Records from a data collection:
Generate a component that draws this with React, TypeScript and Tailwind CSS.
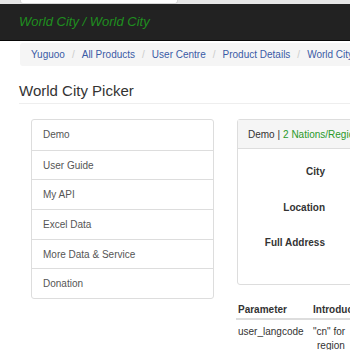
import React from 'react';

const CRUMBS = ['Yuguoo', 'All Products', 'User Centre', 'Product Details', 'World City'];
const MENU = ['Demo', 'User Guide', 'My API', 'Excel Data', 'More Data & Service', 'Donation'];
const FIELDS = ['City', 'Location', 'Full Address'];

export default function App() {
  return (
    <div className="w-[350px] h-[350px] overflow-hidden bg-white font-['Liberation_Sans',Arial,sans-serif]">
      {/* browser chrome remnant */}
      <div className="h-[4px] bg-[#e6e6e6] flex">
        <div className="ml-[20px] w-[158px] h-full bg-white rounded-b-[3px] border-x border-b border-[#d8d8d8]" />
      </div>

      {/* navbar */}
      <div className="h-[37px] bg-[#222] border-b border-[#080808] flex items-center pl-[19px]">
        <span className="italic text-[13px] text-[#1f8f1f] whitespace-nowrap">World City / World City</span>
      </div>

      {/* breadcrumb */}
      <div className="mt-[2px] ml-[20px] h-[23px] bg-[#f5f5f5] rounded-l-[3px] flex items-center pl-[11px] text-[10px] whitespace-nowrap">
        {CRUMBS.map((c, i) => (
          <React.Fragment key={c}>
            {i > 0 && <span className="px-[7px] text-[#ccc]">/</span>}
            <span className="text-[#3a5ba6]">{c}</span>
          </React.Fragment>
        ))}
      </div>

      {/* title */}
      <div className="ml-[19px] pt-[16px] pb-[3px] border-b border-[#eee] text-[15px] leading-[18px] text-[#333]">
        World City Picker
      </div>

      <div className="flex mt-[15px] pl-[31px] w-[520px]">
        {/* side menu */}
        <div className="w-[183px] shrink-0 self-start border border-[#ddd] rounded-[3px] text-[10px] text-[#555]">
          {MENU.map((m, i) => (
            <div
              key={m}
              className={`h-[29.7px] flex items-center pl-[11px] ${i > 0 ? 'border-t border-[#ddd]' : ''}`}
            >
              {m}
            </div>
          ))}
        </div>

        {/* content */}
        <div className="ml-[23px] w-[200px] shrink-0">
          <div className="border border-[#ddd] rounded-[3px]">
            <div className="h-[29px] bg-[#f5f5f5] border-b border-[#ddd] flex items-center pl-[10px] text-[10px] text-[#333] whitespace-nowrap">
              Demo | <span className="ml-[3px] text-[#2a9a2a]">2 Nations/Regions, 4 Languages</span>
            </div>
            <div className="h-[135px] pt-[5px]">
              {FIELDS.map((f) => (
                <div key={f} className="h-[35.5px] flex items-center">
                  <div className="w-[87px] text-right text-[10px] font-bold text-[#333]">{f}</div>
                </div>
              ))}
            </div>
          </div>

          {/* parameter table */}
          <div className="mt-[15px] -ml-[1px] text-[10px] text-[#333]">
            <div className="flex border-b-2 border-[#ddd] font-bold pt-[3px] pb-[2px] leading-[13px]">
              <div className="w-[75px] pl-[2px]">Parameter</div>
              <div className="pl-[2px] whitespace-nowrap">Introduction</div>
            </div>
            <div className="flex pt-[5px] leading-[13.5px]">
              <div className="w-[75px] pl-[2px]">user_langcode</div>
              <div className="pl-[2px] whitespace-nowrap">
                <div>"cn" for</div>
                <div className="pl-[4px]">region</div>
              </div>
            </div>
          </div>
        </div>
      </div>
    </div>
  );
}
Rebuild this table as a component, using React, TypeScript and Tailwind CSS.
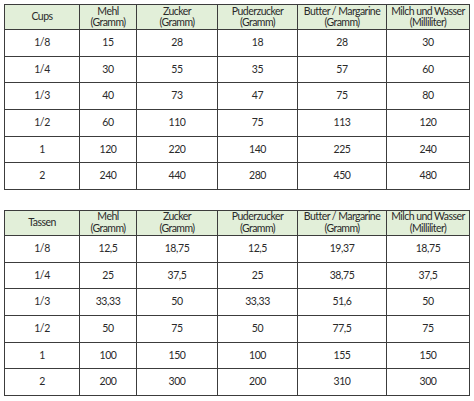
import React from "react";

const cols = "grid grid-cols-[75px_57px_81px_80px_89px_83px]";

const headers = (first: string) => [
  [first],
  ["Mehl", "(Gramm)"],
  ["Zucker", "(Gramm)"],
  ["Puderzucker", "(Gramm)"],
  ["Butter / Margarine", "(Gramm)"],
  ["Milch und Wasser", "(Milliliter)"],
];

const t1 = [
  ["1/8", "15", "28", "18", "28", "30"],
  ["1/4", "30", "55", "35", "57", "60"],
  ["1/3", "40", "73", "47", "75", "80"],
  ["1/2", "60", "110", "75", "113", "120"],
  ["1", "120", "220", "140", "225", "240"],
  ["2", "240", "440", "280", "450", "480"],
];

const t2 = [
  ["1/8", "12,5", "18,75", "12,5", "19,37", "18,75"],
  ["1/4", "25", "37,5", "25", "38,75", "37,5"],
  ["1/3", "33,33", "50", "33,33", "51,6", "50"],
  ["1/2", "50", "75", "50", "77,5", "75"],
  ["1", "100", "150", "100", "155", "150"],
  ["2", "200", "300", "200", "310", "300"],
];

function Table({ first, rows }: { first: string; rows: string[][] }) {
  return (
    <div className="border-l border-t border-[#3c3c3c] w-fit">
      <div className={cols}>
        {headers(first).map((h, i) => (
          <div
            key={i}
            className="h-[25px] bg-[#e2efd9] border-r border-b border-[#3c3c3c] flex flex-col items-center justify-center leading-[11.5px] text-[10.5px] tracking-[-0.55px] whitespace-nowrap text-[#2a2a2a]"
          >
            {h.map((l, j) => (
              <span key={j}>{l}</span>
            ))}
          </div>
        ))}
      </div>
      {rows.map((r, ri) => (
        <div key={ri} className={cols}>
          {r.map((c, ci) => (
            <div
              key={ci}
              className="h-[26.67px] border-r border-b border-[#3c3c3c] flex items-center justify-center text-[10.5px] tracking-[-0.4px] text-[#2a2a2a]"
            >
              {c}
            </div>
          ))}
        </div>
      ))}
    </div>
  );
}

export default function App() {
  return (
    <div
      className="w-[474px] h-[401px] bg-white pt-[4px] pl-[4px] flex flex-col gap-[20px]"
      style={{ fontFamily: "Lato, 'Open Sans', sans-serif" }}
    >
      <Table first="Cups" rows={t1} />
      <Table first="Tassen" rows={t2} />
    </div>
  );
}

**Written instruction**
Check each line of the records above for the string "Tailwind", and report every line that has it.

**Reply to the exercise**
Generate a component that draws this with React, TypeScript and Tailwind CSS.
Rebuild this table as a component, using React, TypeScript and Tailwind CSS.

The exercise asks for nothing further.